In that light-hearted environment, his distinction makes sense. However, in the arena of political theater, the problem is becoming overwhelming, and it's time to put a stop to it.
We can, and as a society do, discuss, debate, and differ about many things. Politics is alive with those differences. However, the political rhetoric of today no longer pays the least respect to either Fact or Truth. Let's look further. For the sake of discussion let me offer a theoretical example.
Let's say we disagree about abortion. You believe that all abortions should be stopped. I respond by saying that there were only actually 13 abortions performed in the US last year, and 9 of those were because the mother's life was in grave danger, so the problem isn't really that big. Now, you're immediately going to respond by saying you don't believe those numbers.
At this point, we're stuck. You don't claim to know the real numbers, and I'm unwilling to provide any factual support for what I said. From this point, our discussion is pointless, because we aren't discussing the same thing. Our discussion falters because we lack Facts.
During the debate/discussion/diatribe regarding the Health Care Reform bill that is now commonly called "Obama-care" we heard that there were "Death Panels" contained in the legislation that would be charged with deciding who received treatment and lived and who didn't and died. Of course, that was completely untrue. However, a well-known Leader said it was.
Of course, the idea took hold, and soon became the basis for all sorts of arguments. Sadly, it rather reminded me of Dr. Joseph Goebbels propaganda. The more often you told the lie, the more likely people would believe it. And, because some people wanted to believe it, those seeds fell on fertile ground. Even today there are those who still believe, despite the Fact that no one can find any such information in the bill that was passed.
Now, not every discussion can be based upon Facts, and in some discussions the facts carry only limited weight. In my example, the actual number of abortions probably doesn't really influence people on either side, mainly because the opinions aren't based on that.
However, in other cases...too many other cases...the Facts do affect the discussion. Or, at least they should.
In recent weeks, we have heard two different perspectives that demonstrate that very well. Here's the background:
On one side, Mitt Romney has claimed that he created many, many jobs while an executive at Bain. The number I've seen quoted is 100,000. Okay, it may be very difficult to determine exactly how many jobs were "created" and more than impossible to credit them directly to Romney, but that's a number his own campaign is claiming. From what I've found, the number probably isn't too far off.
However, others have suggested that the only fair way to evaluate that claim is to also determine how many people lost their jobs because of Romney's actions. They say, with some obvious logic, that his claim of "creation" should be balanced with any "losses." That seems reasonable if we're really going to discuss the situation intelligently. Let's look at another simple example.

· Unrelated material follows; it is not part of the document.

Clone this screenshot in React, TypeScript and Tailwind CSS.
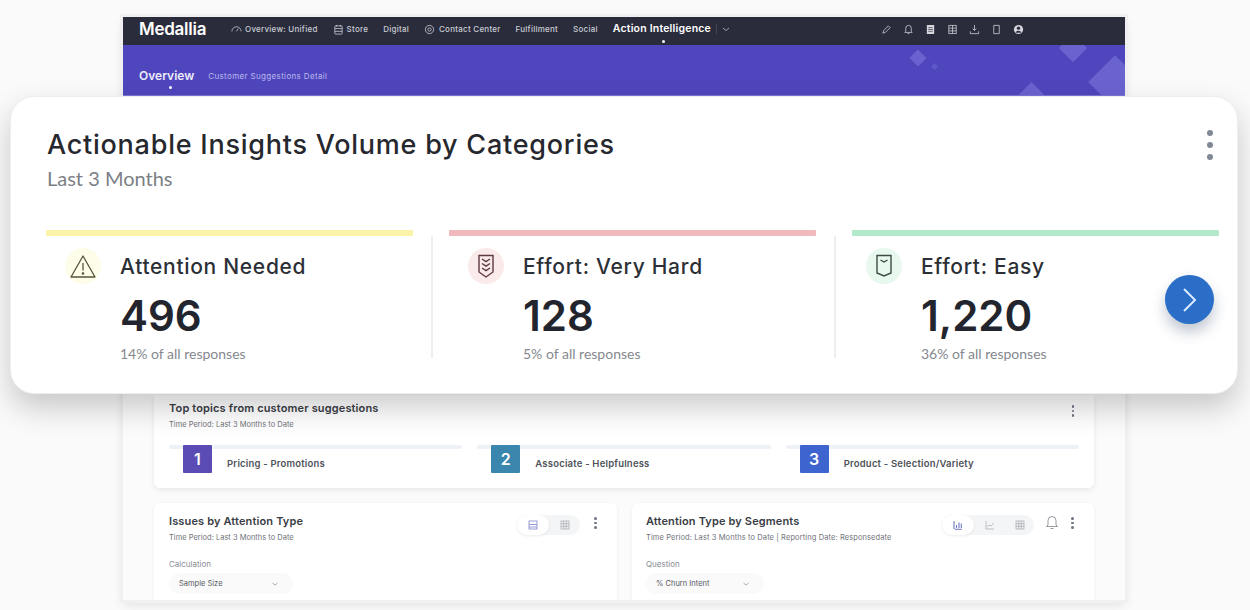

If I said that I created 10 jobs in my company, it would sound like a positive. However, if, in fact, I created those ten part-time jobs by firing 20 full-time employees, the picture is suddenly very different. You could easily say I was wrong. The problem is...I'm not. I just didn't really tell the truth, or at least not the whole story. I told you what I wanted you to hear. I told you what I wanted you to believe. And...if I say it often enough, some people will.
Let me offer another example, this time from real life and today (actually next week).
The multi-state Powerball lottery is changing their game structure. According to their web site, the change include:
- The starting jackpot will rise from $20 million to $40 million
- The jackpot will increase by at least $10 million with each roll
- Odds of winning improve...from 1 in 195.2 million to 1 in 175.2 million
There are some other changes that either increase a specific prize the the effect of the "doubler."
Now, Factually all of that is true. They also include that the price of a single set of numbers will rise from $1 to $2. Again, that's Factual.
However, they carefully omit one other Fact: Despite their claims, the actual odds for the player have decreased. Here's how.
Since the new minimum purchase is $2, we'll work with that.
Today, if you spend $2, you'll receive two sets of numbers. Your odds of winning the Big One are 2 in 195.2 million, or 1 in 97.6 million.
Next week, if you spend that same $2, you'll get one set of numbers, and your odds of winning the Big One will be 1 in 175.2 million.
So, for exactly the same investment, the odds against you almost doubled!
When I called them on that, they responded that "While what you say is true, that isn't the way lottery games are evaluated." They're correct. The odds of the game are figured on the chances of winning with a set of numbers. The cost of the numbers isn't figured in. However, by doing that...they are sharing a Lie! At the top of the page describing these changes, they include the words "...better odds of winning...." They aren't really better odds of winning, unless you ignore the fact that the price just doubled, and that's a significant part of having an intelligent discussion about the subject.
In the coming, or continuing, political conversations, we need to insist that the candidates discuss the Facts and tell the Truth! It's not inappropriate to challenge them when they lie, or selectively present the Facts so that things appear different from what they are. Sadly, the GOP primary debates have been full of just these sorts of lies.